16 May Una tregua entre las maras lleva alivio y dudas a la violenta América Central
Por Cesar Gonzalez Calero
Parecía la Guerra de los Cien Años, destinada a no acabar nunca. Una guerra sin trincheras definidas y con muchas, muchísimas bajas. Quince homicidios por día. Más que en Irak. Más que en Afganistán. Más que en el bravo y ensangrentado México. Pero desde hace unas semanas, las dos principales pandillas de El Salvador, la Mara Salvatrucha y El Barrio 18, con más de 30.000 hombres en filas, guardan los fierros bajo el colchón.
Sus líderes firmaron una tregua que cuenta con el aval soterrado del gobierno salvadoreño. ¿Se acabó la “vida loca” en uno de los países más violentos del mundo? ¿O se trata tan sólo de una estrategia de las bandas para reorganizarse en una zona caliente de la ruta del narcotráfico?
Aunque el gobierno de Mauricio Funes ha negado estar detrás de la tregua, la prensa salvadoreña no alberga dudas sobre su implicación en unas negociaciones insólitas entre bandas criminales y el Estado.
El diario digital El Faro.net reveló a mediados de marzo que los principales líderes de las pandillas habían sido trasladados desde la cárcel de máxima seguridad de Zacatecoluca (conocida popularmente como Zacatraz, en alusión a la célebre prisión norteamericana) a otros centros penitenciarios con un régimen más benigno. El traslado formaría parte de una negociación secreta entre el gobierno y las pandillas para reducir el número de homicidios. Entre la treintena de presos trasladados, se encuentra Borromeo Solórzano, alias “El Diablito”, jefe de la Mara Salvatrucha, y Carlos Mojica, “Viejo Lin”, uno de los líderes del Barrio 18.
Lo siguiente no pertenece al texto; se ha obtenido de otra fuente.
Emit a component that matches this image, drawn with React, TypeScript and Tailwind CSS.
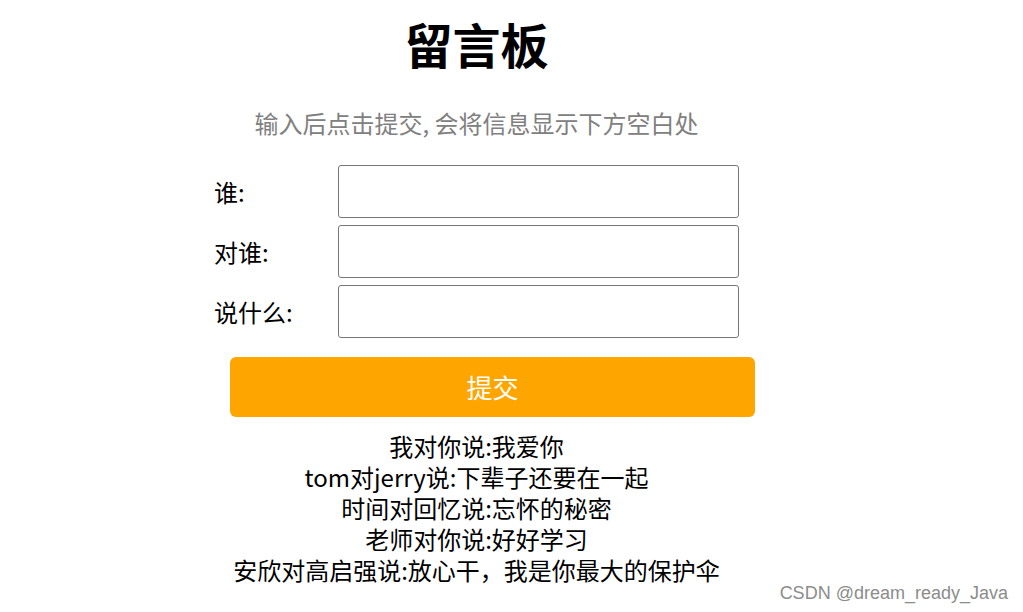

La respuesta de las maras al gesto del gobierno fue automática. Las muertes violentas se redujeron más del 60% en pocos días. De 15 a 5 diarias, una tasa sensiblemente inferior a esos 70 homicidios por cada 100.000 habitantes que situó el año pasado a El Salvador en el segundo puesto de los países más violentos del mundo, sólo por detrás de su vecina Honduras.
Tras la revelación periodística, los jefes de las pandillas dieron la cara entre rejas. En una inusual aparición pública, “El Diablito” y sus compinches mostraron el documento de diez puntos en el que confirmaban la existencia de una tregua, pero negaban que el gobierno hubiera pactado una reducción de homicidios a cambio de dinero y otros favores. No faltaron las amenazas a El Faro.net y a su director, Carlos Dada.
Todavía es pronto para saber qué precio pagará el gobierno del izquierdista Frente Farabundo Martí para la Liberación Nacional (FMLN) por la reducción de los homicidios. Pero ya hay algunas respuestas sobre las motivaciones de Funes para dar ese insólito paso en este momento.
“El gobierno estaba desesperado por mostrar algún éxito en la política de seguridad pública, pero en los tres primeros meses de gestión del nuevo ministro del área [el general retirado David Munguía] las cifras se dispararon. Si El Salvador estaba mal, Munguía lo puso peor”, señala desde Miami el académico Miguel Cruz, experto salvadoreño en maras de la Universidad Internacional de Florida. Para Cruz, la estrategia de la negociación con las pandillas es errónea y obedece, entre otros factores, al aislamiento político de Funes.
“El gobierno les está cediendo un espacio que van a aprovechar para reorganizarse y transformarse a medio o largo plazo en grupos poderosos, como aquellos para los que hoy trabajan”. Cruz se refiere a las alianzas tejidas entre los grandes carteles mexicanos.
Las maras nacieron en los años 80, cuando miles de salvadoreños huyeron de la guerra civil (1980-1992). Muchos buscaron refugio en Los Angeles, donde el fenómeno de las bandas callejeras ya había arraigado. A finales de los 90, Estados Unidos deportó a 18.000 pandilleros a El Salvador. Demasiados tatuajes violentos para un país tan pequeño. Y la “vida loca”, doctrina vital de los “mareros”, se expandió por América Central y el sur de México.
Tanto aumentó la violencia en esa región que algunos expertos temen que se acabe convirtiendo en una suerte de Somalia latinoamericana. Una violencia que anida en unas instituciones carcomidas por la corrupción y en unas fuerzas del orden que nunca fueron depuradas, negras secuelas de los regímenes militares que, bajo el amparo de Estados Unidos, plantaron la semilla de la impunidad en El Salvador para que la guerra urbana durara cien años o más.